‘End of Putin’s reign is the only chance of ending this hell’

It’s exactly a year since my encounter with Vladimir Putin’s invading army and I still play the recording over and over. The crackle of gunfire. Hurried footsteps along a potholed road. Screeching car tyres. More gunfire. My colleague shouting: “They’re Russians! Russians have taken over the airport!”

It was February 24 last year and I was in Kyiv for BBC Panorama. I had left my phone recording in my pocket as we stumbled upon Putin’s opening military assault: the attempted seizure of Kyiv’s Hostomel airport and, with it, the capital city.

Early that morning, we’d been woken by the distant rumble of explosions from the north of the city. A hotel Tannoy had urged us to hide in the bomb shelter where the manager had addressed staff and journalists. After telling us there was enough food and water for a long campaign, he looked to the heavens and declared in a sombre voice: “May God bless us all.”

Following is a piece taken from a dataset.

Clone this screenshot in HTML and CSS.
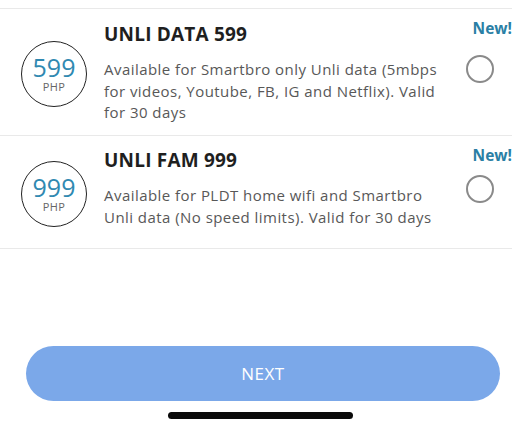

Soon after, I was in a car speeding through a forest towards Hostomel, a suburb of Kyiv about 10 miles from the city centre, where there’s a small, strategically important airport. We all assumed that morning’s attack had come from the air.

Our mission was to film the damage and any casualties. It seemed inconceivable that there might be Russian soldiers on the ground. I remember veering off the road onto a muddy track, driving across a field, and then arriving at the perimeter of the airport to see a plume of black smoke rising into the grey February sky. The road was eerily deserted. Up ahead I saw movement in the trees.

Suddenly a squad of soldiers fanned out across the track. They dropped into crouching positions, trained their guns on our
vehicle, and made ready to shoot.

I assumed they were Ukrainians and began waving frantically to indicate we were friendly. My colleague shouted in Russian: “We are from the BBC, is it okay to film?” The commanding officer poked the muzzle of his gun into our car. “Niet,” he said, “F*** off!”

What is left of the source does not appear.